* **What the task asks**
Will you transcribe all the entries word for word, skipping the pictures they hold?

[Pages as source code]
[Start]
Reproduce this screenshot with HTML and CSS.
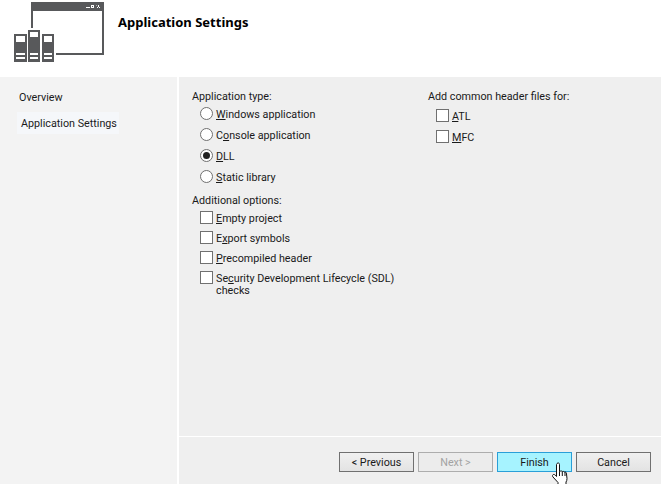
FILE: index.html
```html
<!DOCTYPE html>
<html lang="en">
<head>
<meta charset="utf-8">
<title>Application Settings</title>
<link rel="stylesheet" href="styles.css">
</head>
<body>
<div class="wizard">
  <header class="header">
    <svg class="logo" width="110" height="65" viewBox="0 0 110 65" aria-hidden="true">
      <path class="ink" fill-rule="evenodd" d="M31 2h73v53H56v-2h46V11H33v17h-2z"/>
      <path class="paper" d="M86 7h4v1h-4zM96 5h1v1h1V5h1v1h1v0h-1v1h1v1h-1V7h-1v1h-1V7h1V6h-1z"/>
      <path class="paper" fill-rule="evenodd" d="M91 5h3v3h-3zM92 6v1h1V6z"/>
      <path class="ink" d="M14 34h13v28H14zM28 30h12v32H28zM42 34h12v28H42z"/>
      <path class="paper" d="M16 36h9v6h-9zM16 53h9v2h-9zM16 57h9v2h-9zM30 32h8v5h-8zM30 53h8v2h-8zM30 57h8v2h-8zM44 36h8v6h-8zM44 53h8v2h-8zM44 57h8v2h-8z"/>
    </svg>
    <h1 class="title">Application Settings</h1>
  </header>
  <div class="content">
    <nav class="sidebar">
      <div class="nav-item">Overview</div>
      <div class="nav-item nav-current">Application Settings</div>
    </nav>
    <div class="pane">
      <main class="form">
        <section class="col col-left">
          <div class="group-label">Application type:</div>
          <div class="radios">
            <label class="opt radio-opt"><span class="radio"></span><span class="opt-text"><u>W</u>indows application</span></label>
            <label class="opt radio-opt"><span class="radio"></span><span class="opt-text">C<u>o</u>nsole application</span></label>
            <label class="opt radio-opt"><span class="radio radio-on"></span><span class="opt-text"><u>D</u>LL</span></label>
            <label class="opt radio-opt"><span class="radio"></span><span class="opt-text"><u>S</u>tatic library</span></label>
          </div>
          <div class="group-label group-second">Additional options:</div>
          <div class="checks">
            <label class="opt check-opt"><span class="check"></span><span class="opt-text"><u>E</u>mpty project</span></label>
            <label class="opt check-opt"><span class="check"></span><span class="opt-text">E<u>x</u>port symbols</span></label>
            <label class="opt check-opt"><span class="check"></span><span class="opt-text"><u>P</u>recompiled header</span></label>
            <label class="opt check-opt check-multi"><span class="check"></span><span class="opt-text">Se<u>c</u>urity Development Lifecycle (SDL) checks</span></label>
          </div>
        </section>
        <section class="col col-right">
          <div class="group-label">Add common header files for:</div>
          <div class="checks checks-right">
            <label class="opt check-opt check-tall"><span class="check"></span><span class="opt-text"><u>A</u>TL</span></label>
            <label class="opt check-opt check-tall"><span class="check"></span><span class="opt-text"><u>M</u>FC</span></label>
          </div>
        </section>
      </main>
      <footer class="footer">
        <button class="btn">&lt; Previous</button>
        <button class="btn btn-disabled">Next &gt;</button>
        <button class="btn btn-hover">Finish</button>
        <button class="btn">Cancel</button>
        <svg class="cursor" width="18" height="25" viewBox="0 0 18 25" aria-hidden="true">
          <path class="hand" d="M5 1.500c1-1 2.500-.5 2.500 1V9.500l1-.4c.8-.3 1.500 0 1.800.5.7-.5 1.700-.2 2 .5.800-.4 1.900 0 2.100 1l.6 5.400c.1 1.500-.4 2.500-1 3.500v3H6v-2.500L1 15c-.8-1-.7-1.800 0-2.300.8-.5 1.600-.2 2.300.5L4.500 14.500V2.500z"/>
          <path class="hand-line" d="M7.500 9.500V14M10.300 9.600V14M13 10.100V14"/>
        </svg>
      </footer>
    </div>
  </div>
</div>
</body>
</html>
```
FILE: styles.css
```css
* { box-sizing: border-box; }
html, body { margin: 0; padding: 0; }
body {
  width: 661px;
  height: 484px;
  overflow: hidden;
  background: #fff;
  color: #1a1a1a;
  font-family: Roboto, "Noto Sans", "Liberation Sans", sans-serif;
  font-size: 10.75px;
  line-height: 14px;
}
.wizard { display: flex; flex-direction: column; height: 484px; }
.header { height: 77px; display: flex; align-items: flex-start; background: #fff; }
.logo { display: block; flex: none; width: 110px; }
.ink { fill: #58595b; }
.paper { fill: #fff; }
.title {
  margin: 14px 0 0 8px;
  font-family: "Noto Sans", Roboto, sans-serif;
  font-size: 13px;
  line-height: 17px;
  font-weight: 700;
  color: #000;
}
.content { flex: 1; display: flex; gap: 2px; min-height: 0; }
.sidebar {
  width: 177px;
  flex: none;
  background: #f3f3f3;
  padding: 14px 0 0 17px;
}
.nav-item { padding-left: 2px; height: 14px; line-height: 14px; white-space: nowrap; }
.nav-current {
  width: 102px;
  height: 22px;
  line-height: 24px;
  margin-top: 7px;
  padding-left: 4px;
  background: #f5f7fa;
}
.pane { flex: 1; display: flex; flex-direction: column; gap: 1px; min-width: 0; }
.form {
  flex: 1;
  display: flex;
  background: #efefef;
  padding: 13px 0 0 13px;
}
.col-left { width: 236px; flex: none; }
.col-right { flex: 1; }
.group-label { height: 14px; }
.group-second { margin-top: 9px; }
.radios { margin-top: 3px; display: flex; flex-direction: column; gap: 6px; }
.checks { margin-top: 3px; display: flex; flex-direction: column; gap: 6px; }
.checks-right { margin-top: 5px; }
.opt { display: flex; align-items: flex-start; padding-left: 8px; }
.radio-opt, .check-opt { min-height: 14px; }
.opt-text { padding-top: 1px; }
.check-opt .opt-text { width: 194px; line-height: 12px; padding-top: 2px; }
.check-tall { height: 15px; }
.radio {
  flex: none;
  width: 13px;
  height: 13px;
  margin-right: 3px;
  border: 1px solid #707070;
  border-radius: 50%;
  background: #fff;
  display: flex;
  align-items: center;
  justify-content: center;
}
.radio-on::after {
  content: "";
  width: 7px;
  height: 7px;
  border-radius: 50%;
  background: #222;
}
.check {
  flex: none;
  width: 13px;
  height: 13px;
  margin-right: 3px;
  border: 1px solid #707070;
  background: #fff;
}
.footer {
  position: relative;
  height: 47px;
  flex: none;
  background: #efefef;
  display: flex;
  justify-content: flex-end;
  align-items: flex-start;
  gap: 4px;
  padding: 15px 10px 0 0;
}
.btn {
  width: 75px;
  height: 20px;
  padding: 1px 0 0;
  border: 1px solid #707070;
  background: linear-gradient(#f0f0f0, #e3e3e3);
  color: #1a1a1a;
  font: inherit;
  line-height: 16px;
}
.btn-disabled { border-color: #adadad; background: #ececec; color: #a3a3a3; }
.btn-hover { border-color: #2a9fd8; background: #a6f3ff; }
.cursor { position: absolute; left: 373px; top: 25px; }
.hand { fill: #fff; stroke: #111; stroke-width: 1; }
.hand-line { fill: none; stroke: #111; stroke-width: 1; }
```
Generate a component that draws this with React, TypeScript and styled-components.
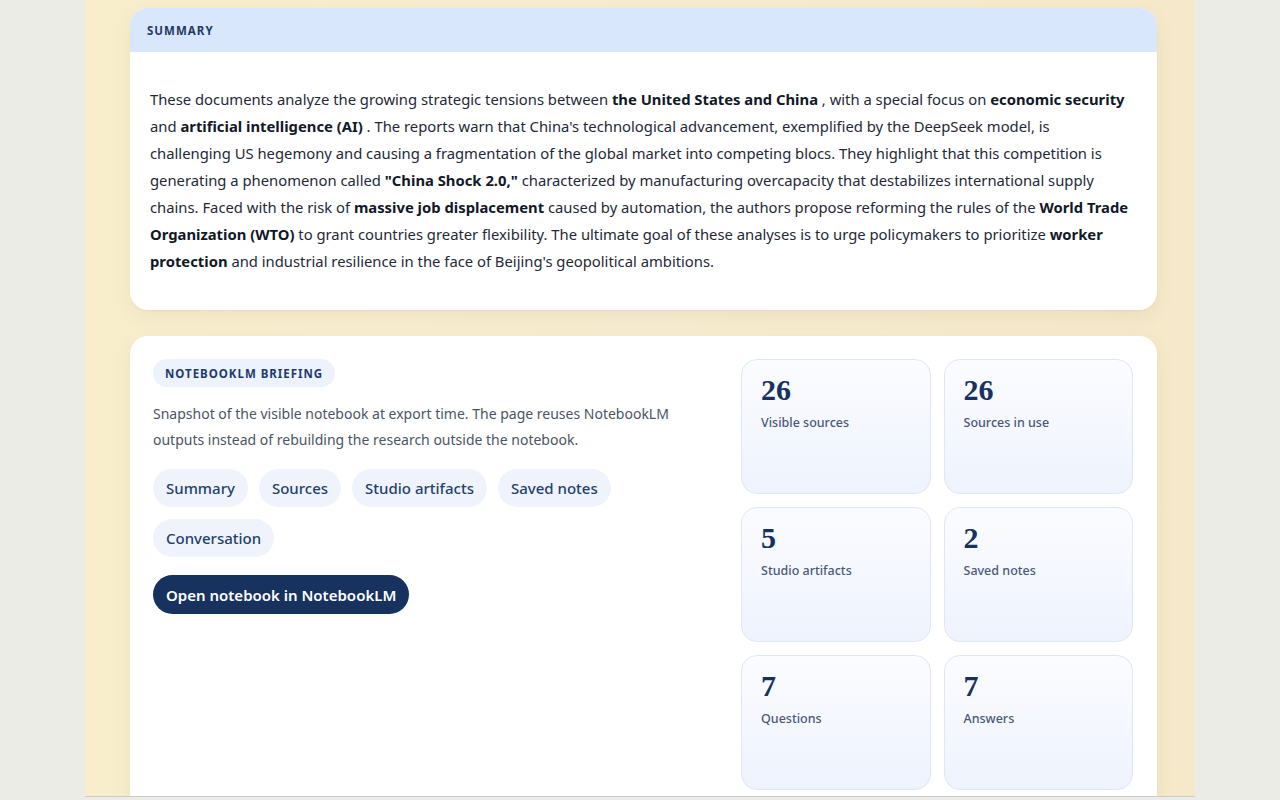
[End]
* **Exercise output**
Reproduce this screenshot with HTML and CSS.
FILE: index.html
```html
<!DOCTYPE html>
<html lang="en">
<head>
<meta charset="utf-8">
<title>Application Settings</title>
<link rel="stylesheet" href="styles.css">
</head>
<body>
<div class="wizard">
  <header class="header">
    <svg class="logo" width="110" height="65" viewBox="0 0 110 65" aria-hidden="true">
      <path class="ink" fill-rule="evenodd" d="M31 2h73v53H56v-2h46V11H33v17h-2z"/>
      <path class="paper" d="M86 7h4v1h-4zM96 5h1v1h1V5h1v1h1v0h-1v1h1v1h-1V7h-1v1h-1V7h1V6h-1z"/>
      <path class="paper" fill-rule="evenodd" d="M91 5h3v3h-3zM92 6v1h1V6z"/>
      <path class="ink" d="M14 34h13v28H14zM28 30h12v32H28zM42 34h12v28H42z"/>
      <path class="paper" d="M16 36h9v6h-9zM16 53h9v2h-9zM16 57h9v2h-9zM30 32h8v5h-8zM30 53h8v2h-8zM30 57h8v2h-8zM44 36h8v6h-8zM44 53h8v2h-8zM44 57h8v2h-8z"/>
    </svg>
    <h1 class="title">Application Settings</h1>
  </header>
  <div class="content">
    <nav class="sidebar">
      <div class="nav-item">Overview</div>
      <div class="nav-item nav-current">Application Settings</div>
    </nav>
    <div class="pane">
      <main class="form">
        <section class="col col-left">
          <div class="group-label">Application type:</div>
          <div class="radios">
            <label class="opt radio-opt"><span class="radio"></span><span class="opt-text"><u>W</u>indows application</span></label>
            <label class="opt radio-opt"><span class="radio"></span><span class="opt-text">C<u>o</u>nsole application</span></label>
            <label class="opt radio-opt"><span class="radio radio-on"></span><span class="opt-text"><u>D</u>LL</span></label>
            <label class="opt radio-opt"><span class="radio"></span><span class="opt-text"><u>S</u>tatic library</span></label>
          </div>
          <div class="group-label group-second">Additional options:</div>
          <div class="checks">
            <label class="opt check-opt"><span class="check"></span><span class="opt-text"><u>E</u>mpty project</span></label>
            <label class="opt check-opt"><span class="check"></span><span class="opt-text">E<u>x</u>port symbols</span></label>
            <label class="opt check-opt"><span class="check"></span><span class="opt-text"><u>P</u>recompiled header</span></label>
            <label class="opt check-opt check-multi"><span class="check"></span><span class="opt-text">Se<u>c</u>urity Development Lifecycle (SDL) checks</span></label>
          </div>
        </section>
        <section class="col col-right">
          <div class="group-label">Add common header files for:</div>
          <div class="checks checks-right">
            <label class="opt check-opt check-tall"><span class="check"></span><span class="opt-text"><u>A</u>TL</span></label>
            <label class="opt check-opt check-tall"><span class="check"></span><span class="opt-text"><u>M</u>FC</span></label>
          </div>
        </section>
      </main>
      <footer class="footer">
        <button class="btn">&lt; Previous</button>
        <button class="btn btn-disabled">Next &gt;</button>
        <button class="btn btn-hover">Finish</button>
        <button class="btn">Cancel</button>
        <svg class="cursor" width="18" height="25" viewBox="0 0 18 25" aria-hidden="true">
          <path class="hand" d="M5 1.500c1-1 2.500-.5 2.500 1V9.500l1-.4c.8-.3 1.500 0 1.800.5.7-.5 1.700-.2 2 .5.800-.4 1.900 0 2.100 1l.6 5.400c.1 1.500-.4 2.500-1 3.500v3H6v-2.500L1 15c-.8-1-.7-1.800 0-2.300.8-.5 1.600-.2 2.300.5L4.500 14.500V2.500z"/>
          <path class="hand-line" d="M7.500 9.500V14M10.300 9.600V14M13 10.100V14"/>
        </svg>
      </footer>
    </div>
  </div>
</div>
</body>
</html>
```
FILE: styles.css
```css
* { box-sizing: border-box; }
html, body { margin: 0; padding: 0; }
body {
  width: 661px;
  height: 484px;
  overflow: hidden;
  background: #fff;
  color: #1a1a1a;
  font-family: Roboto, "Noto Sans", "Liberation Sans", sans-serif;
  font-size: 10.75px;
  line-height: 14px;
}
.wizard { display: flex; flex-direction: column; height: 484px; }
.header { height: 77px; display: flex; align-items: flex-start; background: #fff; }
.logo { display: block; flex: none; width: 110px; }
.ink { fill: #58595b; }
.paper { fill: #fff; }
.title {
  margin: 14px 0 0 8px;
  font-family: "Noto Sans", Roboto, sans-serif;
  font-size: 13px;
  line-height: 17px;
  font-weight: 700;
  color: #000;
}
.content { flex: 1; display: flex; gap: 2px; min-height: 0; }
.sidebar {
  width: 177px;
  flex: none;
  background: #f3f3f3;
  padding: 14px 0 0 17px;
}
.nav-item { padding-left: 2px; height: 14px; line-height: 14px; white-space: nowrap; }
.nav-current {
  width: 102px;
  height: 22px;
  line-height: 24px;
  margin-top: 7px;
  padding-left: 4px;
  background: #f5f7fa;
}
.pane { flex: 1; display: flex; flex-direction: column; gap: 1px; min-width: 0; }
.form {
  flex: 1;
  display: flex;
  background: #efefef;
  padding: 13px 0 0 13px;
}
.col-left { width: 236px; flex: none; }
.col-right { flex: 1; }
.group-label { height: 14px; }
.group-second { margin-top: 9px; }
.radios { margin-top: 3px; display: flex; flex-direction: column; gap: 6px; }
.checks { margin-top: 3px; display: flex; flex-direction: column; gap: 6px; }
.checks-right { margin-top: 5px; }
.opt { display: flex; align-items: flex-start; padding-left: 8px; }
.radio-opt, .check-opt { min-height: 14px; }
.opt-text { padding-top: 1px; }
.check-opt .opt-text { width: 194px; line-height: 12px; padding-top: 2px; }
.check-tall { height: 15px; }
.radio {
  flex: none;
  width: 13px;
  height: 13px;
  margin-right: 3px;
  border: 1px solid #707070;
  border-radius: 50%;
  background: #fff;
  display: flex;
  align-items: center;
  justify-content: center;
}
.radio-on::after {
  content: "";
  width: 7px;
  height: 7px;
  border-radius: 50%;
  background: #222;
}
.check {
  flex: none;
  width: 13px;
  height: 13px;
  margin-right: 3px;
  border: 1px solid #707070;
  background: #fff;
}
.footer {
  position: relative;
  height: 47px;
  flex: none;
  background: #efefef;
  display: flex;
  justify-content: flex-end;
  align-items: flex-start;
  gap: 4px;
  padding: 15px 10px 0 0;
}
.btn {
  width: 75px;
  height: 20px;
  padding: 1px 0 0;
  border: 1px solid #707070;
  background: linear-gradient(#f0f0f0, #e3e3e3);
  color: #1a1a1a;
  font: inherit;
  line-height: 16px;
}
.btn-disabled { border-color: #adadad; background: #ececec; color: #a3a3a3; }
.btn-hover { border-color: #2a9fd8; background: #a6f3ff; }
.cursor { position: absolute; left: 373px; top: 25px; }
.hand { fill: #fff; stroke: #111; stroke-width: 1; }
.hand-line { fill: none; stroke: #111; stroke-width: 1; }
```
Generate a component that draws this with React, TypeScript and styled-components.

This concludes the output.